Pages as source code
|---|
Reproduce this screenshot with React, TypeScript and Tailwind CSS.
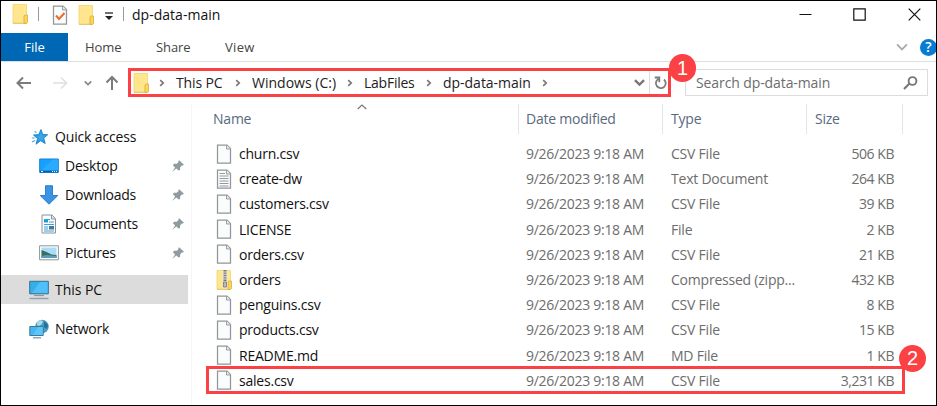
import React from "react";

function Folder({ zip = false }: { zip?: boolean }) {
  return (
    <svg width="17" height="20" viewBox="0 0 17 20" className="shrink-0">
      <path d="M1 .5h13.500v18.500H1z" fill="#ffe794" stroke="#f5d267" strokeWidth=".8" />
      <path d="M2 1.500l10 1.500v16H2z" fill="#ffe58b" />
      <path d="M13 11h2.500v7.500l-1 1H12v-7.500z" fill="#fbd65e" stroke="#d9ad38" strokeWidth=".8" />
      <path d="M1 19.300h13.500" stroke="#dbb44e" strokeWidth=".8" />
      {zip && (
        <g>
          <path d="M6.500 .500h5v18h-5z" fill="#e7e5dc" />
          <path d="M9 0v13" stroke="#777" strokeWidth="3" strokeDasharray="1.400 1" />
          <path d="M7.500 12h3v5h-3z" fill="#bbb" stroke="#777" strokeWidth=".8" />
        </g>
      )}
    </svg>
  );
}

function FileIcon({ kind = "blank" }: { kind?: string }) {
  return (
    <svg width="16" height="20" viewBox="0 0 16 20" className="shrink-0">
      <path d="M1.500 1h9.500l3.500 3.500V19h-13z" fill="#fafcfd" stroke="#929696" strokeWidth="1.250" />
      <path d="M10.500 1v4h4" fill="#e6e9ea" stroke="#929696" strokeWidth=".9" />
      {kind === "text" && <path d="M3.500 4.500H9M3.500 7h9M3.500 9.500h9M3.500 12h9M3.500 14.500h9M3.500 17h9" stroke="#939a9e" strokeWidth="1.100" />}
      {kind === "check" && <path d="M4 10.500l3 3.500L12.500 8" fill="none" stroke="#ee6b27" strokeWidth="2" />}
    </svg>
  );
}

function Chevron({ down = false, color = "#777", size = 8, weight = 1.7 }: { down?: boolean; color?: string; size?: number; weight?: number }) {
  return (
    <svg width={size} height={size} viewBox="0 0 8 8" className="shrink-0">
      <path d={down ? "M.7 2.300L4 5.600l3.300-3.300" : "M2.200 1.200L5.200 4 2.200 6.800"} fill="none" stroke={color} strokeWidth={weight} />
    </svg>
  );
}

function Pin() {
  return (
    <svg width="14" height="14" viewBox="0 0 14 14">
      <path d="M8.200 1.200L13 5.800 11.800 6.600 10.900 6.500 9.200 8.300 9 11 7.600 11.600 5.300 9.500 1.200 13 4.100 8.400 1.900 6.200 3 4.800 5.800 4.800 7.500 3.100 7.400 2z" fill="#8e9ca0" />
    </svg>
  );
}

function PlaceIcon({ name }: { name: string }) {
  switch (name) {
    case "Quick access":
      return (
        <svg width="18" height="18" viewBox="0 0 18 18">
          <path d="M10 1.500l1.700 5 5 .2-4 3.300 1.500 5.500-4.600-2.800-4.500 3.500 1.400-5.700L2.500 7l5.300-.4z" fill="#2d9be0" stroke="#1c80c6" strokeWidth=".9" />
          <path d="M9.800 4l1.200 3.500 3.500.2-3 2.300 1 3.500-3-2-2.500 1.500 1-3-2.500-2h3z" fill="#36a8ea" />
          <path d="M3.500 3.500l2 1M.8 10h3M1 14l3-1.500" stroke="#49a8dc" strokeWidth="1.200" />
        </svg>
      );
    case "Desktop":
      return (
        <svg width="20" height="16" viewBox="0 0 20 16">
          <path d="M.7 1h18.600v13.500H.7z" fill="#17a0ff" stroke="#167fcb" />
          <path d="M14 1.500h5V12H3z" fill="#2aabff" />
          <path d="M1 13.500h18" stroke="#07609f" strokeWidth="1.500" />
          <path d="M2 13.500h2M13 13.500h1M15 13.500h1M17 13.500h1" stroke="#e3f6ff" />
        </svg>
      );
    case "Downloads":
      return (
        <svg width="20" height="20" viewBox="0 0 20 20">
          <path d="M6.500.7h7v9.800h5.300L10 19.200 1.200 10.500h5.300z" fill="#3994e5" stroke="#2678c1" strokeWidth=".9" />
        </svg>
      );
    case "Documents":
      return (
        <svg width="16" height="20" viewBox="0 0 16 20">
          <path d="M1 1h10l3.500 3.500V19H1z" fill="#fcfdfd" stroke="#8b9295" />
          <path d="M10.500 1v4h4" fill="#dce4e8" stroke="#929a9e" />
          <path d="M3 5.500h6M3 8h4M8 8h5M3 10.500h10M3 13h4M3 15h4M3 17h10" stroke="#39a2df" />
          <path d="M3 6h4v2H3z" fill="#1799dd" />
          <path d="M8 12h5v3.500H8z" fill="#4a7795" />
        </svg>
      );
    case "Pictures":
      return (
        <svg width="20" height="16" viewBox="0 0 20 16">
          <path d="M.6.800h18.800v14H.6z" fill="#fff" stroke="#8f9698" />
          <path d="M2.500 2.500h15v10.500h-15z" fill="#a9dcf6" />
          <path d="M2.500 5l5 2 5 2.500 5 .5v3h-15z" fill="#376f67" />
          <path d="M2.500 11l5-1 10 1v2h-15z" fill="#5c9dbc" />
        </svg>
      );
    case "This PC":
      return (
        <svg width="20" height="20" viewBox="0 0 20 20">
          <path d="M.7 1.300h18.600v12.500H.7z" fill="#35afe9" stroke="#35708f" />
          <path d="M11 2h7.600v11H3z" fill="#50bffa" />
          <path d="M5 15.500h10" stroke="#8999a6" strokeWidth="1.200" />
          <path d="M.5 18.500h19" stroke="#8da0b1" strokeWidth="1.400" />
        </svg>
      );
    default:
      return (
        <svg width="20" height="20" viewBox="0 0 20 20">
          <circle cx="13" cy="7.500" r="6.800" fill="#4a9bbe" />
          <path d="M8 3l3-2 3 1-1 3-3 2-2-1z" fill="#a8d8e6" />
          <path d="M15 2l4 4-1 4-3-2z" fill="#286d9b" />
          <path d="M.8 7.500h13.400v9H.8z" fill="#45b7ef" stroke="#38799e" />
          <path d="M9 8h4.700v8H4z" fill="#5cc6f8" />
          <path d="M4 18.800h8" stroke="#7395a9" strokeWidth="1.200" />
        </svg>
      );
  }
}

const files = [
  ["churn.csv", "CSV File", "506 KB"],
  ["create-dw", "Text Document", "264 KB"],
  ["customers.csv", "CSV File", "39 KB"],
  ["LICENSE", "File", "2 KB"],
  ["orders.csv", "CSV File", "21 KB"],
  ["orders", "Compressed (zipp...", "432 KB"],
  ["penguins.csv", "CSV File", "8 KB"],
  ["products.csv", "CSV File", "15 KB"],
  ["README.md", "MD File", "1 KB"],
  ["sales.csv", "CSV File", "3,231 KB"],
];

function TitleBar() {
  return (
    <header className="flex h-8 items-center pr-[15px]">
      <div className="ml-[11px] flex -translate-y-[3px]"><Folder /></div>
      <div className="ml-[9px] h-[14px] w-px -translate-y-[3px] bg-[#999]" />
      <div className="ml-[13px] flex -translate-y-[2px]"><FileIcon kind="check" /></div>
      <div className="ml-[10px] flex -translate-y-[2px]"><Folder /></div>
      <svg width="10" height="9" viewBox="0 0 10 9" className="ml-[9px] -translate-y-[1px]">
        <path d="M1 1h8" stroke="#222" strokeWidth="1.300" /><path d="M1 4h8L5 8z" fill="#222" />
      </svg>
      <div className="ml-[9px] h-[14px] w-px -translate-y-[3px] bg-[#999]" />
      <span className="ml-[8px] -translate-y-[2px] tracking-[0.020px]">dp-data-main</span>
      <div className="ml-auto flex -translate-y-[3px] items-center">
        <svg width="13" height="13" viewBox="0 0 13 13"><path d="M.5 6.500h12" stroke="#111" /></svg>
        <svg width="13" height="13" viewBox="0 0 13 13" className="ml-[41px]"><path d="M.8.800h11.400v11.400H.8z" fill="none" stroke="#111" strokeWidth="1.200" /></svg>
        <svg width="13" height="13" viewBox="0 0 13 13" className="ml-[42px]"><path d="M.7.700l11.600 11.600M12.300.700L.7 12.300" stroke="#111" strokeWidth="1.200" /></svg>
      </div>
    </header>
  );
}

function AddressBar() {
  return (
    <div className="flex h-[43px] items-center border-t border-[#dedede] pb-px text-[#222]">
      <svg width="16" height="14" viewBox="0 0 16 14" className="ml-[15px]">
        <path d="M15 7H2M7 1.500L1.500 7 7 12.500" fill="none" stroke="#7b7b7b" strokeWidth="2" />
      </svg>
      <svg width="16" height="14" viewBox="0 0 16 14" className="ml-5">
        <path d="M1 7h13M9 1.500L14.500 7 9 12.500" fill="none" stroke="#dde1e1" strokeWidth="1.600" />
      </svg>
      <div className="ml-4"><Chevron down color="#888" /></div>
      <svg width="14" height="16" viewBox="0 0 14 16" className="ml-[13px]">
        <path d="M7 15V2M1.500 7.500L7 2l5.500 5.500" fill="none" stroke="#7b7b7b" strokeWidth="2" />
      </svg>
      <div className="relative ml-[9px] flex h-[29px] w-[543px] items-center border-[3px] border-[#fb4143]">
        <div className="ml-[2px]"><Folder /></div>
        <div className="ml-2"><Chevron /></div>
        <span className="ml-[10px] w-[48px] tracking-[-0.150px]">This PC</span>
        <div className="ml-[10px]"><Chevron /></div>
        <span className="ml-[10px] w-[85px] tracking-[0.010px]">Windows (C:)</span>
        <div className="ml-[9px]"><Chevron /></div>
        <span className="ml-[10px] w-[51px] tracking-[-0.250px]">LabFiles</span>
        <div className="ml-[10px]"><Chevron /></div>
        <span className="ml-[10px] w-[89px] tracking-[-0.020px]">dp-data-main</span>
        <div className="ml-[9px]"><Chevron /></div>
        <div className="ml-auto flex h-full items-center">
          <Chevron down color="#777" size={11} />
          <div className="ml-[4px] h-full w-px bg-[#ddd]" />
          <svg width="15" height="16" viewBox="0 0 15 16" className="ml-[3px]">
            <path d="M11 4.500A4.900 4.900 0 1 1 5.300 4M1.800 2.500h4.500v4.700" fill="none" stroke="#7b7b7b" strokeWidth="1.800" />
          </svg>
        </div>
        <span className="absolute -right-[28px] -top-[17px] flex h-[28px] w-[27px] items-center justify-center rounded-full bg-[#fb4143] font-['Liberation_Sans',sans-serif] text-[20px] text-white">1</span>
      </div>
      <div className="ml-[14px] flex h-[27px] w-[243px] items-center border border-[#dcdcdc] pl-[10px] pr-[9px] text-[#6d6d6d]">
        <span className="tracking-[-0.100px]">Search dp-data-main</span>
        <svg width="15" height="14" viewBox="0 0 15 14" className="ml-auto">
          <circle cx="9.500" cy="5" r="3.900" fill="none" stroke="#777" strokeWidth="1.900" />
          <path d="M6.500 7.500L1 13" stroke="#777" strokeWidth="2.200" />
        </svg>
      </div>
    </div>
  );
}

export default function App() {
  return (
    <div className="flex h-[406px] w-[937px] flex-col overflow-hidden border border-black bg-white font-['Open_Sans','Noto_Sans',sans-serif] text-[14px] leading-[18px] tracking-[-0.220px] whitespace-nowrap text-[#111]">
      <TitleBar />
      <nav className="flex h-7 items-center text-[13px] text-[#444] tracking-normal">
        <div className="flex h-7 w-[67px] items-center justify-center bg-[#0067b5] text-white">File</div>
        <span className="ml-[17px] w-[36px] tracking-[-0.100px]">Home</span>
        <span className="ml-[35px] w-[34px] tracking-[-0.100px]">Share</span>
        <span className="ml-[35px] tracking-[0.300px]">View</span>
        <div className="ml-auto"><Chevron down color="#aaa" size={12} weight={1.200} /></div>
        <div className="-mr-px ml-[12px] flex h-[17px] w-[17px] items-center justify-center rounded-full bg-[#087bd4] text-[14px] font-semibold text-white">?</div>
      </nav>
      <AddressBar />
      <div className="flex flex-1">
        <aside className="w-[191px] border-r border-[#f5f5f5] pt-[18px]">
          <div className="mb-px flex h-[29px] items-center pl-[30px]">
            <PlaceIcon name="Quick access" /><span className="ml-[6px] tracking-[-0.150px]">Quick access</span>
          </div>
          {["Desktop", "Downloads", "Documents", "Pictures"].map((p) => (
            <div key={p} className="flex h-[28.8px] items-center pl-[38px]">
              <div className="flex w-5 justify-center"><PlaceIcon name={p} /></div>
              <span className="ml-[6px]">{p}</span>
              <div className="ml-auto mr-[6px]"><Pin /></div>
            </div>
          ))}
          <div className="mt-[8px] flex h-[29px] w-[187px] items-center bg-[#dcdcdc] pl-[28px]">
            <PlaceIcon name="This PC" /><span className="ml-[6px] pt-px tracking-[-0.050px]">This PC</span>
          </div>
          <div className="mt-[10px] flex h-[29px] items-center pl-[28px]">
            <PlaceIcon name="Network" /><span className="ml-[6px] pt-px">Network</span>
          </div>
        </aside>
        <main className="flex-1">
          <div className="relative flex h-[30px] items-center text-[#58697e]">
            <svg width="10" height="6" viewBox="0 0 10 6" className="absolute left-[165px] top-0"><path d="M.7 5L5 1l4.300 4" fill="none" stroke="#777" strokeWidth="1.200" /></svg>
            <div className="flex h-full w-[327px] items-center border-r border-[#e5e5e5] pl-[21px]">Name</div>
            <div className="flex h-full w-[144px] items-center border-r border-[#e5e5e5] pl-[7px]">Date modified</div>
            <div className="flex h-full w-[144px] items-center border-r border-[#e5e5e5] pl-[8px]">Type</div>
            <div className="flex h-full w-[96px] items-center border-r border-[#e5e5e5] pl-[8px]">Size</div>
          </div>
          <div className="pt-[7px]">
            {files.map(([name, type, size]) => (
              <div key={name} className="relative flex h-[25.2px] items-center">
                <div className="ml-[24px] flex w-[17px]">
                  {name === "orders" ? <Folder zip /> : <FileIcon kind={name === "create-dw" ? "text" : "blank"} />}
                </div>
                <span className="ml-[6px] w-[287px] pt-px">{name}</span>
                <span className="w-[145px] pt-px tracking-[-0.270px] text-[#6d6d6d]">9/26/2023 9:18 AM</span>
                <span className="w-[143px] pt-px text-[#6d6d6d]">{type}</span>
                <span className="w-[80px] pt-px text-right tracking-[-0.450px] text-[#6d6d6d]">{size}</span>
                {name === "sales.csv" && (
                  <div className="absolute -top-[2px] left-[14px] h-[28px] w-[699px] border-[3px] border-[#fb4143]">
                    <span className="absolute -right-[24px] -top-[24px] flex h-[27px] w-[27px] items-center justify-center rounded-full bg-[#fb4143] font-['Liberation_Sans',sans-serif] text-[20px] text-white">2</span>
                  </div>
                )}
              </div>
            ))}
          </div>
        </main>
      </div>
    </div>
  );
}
|---|
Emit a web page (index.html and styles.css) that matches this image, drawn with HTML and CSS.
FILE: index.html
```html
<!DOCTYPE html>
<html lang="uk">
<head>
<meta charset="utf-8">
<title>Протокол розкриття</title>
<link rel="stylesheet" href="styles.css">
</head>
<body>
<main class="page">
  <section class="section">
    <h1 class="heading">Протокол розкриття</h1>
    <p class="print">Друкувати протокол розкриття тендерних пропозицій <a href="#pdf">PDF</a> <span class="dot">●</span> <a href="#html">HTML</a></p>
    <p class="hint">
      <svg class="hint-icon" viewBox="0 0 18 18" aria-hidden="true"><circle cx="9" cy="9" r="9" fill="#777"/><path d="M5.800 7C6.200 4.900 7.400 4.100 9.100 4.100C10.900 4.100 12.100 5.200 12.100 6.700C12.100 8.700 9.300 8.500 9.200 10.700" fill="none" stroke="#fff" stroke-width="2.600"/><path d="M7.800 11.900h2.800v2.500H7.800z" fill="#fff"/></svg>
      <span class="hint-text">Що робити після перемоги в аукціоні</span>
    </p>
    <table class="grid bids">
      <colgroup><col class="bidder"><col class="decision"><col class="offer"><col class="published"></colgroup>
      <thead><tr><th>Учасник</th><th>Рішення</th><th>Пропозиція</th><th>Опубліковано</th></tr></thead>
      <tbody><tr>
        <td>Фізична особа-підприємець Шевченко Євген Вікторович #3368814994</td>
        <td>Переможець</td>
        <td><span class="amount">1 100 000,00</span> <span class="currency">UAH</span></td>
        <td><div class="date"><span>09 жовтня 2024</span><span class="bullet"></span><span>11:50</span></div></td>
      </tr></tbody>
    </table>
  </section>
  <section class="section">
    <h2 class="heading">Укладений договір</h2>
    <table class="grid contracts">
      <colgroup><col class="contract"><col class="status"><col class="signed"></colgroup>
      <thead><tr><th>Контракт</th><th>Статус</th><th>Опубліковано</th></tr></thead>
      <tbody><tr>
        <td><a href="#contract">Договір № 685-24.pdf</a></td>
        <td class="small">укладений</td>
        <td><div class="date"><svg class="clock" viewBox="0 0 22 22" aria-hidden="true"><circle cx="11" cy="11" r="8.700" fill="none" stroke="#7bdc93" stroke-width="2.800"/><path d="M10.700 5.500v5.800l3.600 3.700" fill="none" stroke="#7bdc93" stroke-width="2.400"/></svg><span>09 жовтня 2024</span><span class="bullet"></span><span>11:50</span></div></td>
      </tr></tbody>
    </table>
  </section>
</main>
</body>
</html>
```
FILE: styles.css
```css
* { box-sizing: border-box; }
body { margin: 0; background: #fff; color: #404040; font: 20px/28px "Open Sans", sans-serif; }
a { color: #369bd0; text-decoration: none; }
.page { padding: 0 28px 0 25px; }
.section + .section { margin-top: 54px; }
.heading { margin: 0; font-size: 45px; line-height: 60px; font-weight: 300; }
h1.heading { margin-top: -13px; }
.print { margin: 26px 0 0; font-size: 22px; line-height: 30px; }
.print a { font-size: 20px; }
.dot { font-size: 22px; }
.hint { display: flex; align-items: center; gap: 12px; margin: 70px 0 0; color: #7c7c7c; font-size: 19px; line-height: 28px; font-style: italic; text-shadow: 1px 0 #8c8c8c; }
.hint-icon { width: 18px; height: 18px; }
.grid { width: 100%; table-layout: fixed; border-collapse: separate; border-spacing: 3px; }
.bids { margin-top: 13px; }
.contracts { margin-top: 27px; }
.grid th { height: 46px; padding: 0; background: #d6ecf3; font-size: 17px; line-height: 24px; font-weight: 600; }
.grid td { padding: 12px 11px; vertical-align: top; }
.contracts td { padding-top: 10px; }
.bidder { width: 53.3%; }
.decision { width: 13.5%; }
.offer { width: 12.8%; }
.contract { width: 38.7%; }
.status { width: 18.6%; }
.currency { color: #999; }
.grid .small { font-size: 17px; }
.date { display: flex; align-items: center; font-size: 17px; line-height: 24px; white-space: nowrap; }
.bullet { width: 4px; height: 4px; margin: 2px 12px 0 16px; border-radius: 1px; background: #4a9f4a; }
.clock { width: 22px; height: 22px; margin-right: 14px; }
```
|---|
## [TASK PROMPT]
Look above for the line with "Reproduce this screenshot" and the line with "import React from", then copy exactly the lines from the first through the second, both kept, with no pictures.

## [EXPECTED ANSWER]
Reproduce this screenshot with React, TypeScript and Tailwind CSS.
import React from "react";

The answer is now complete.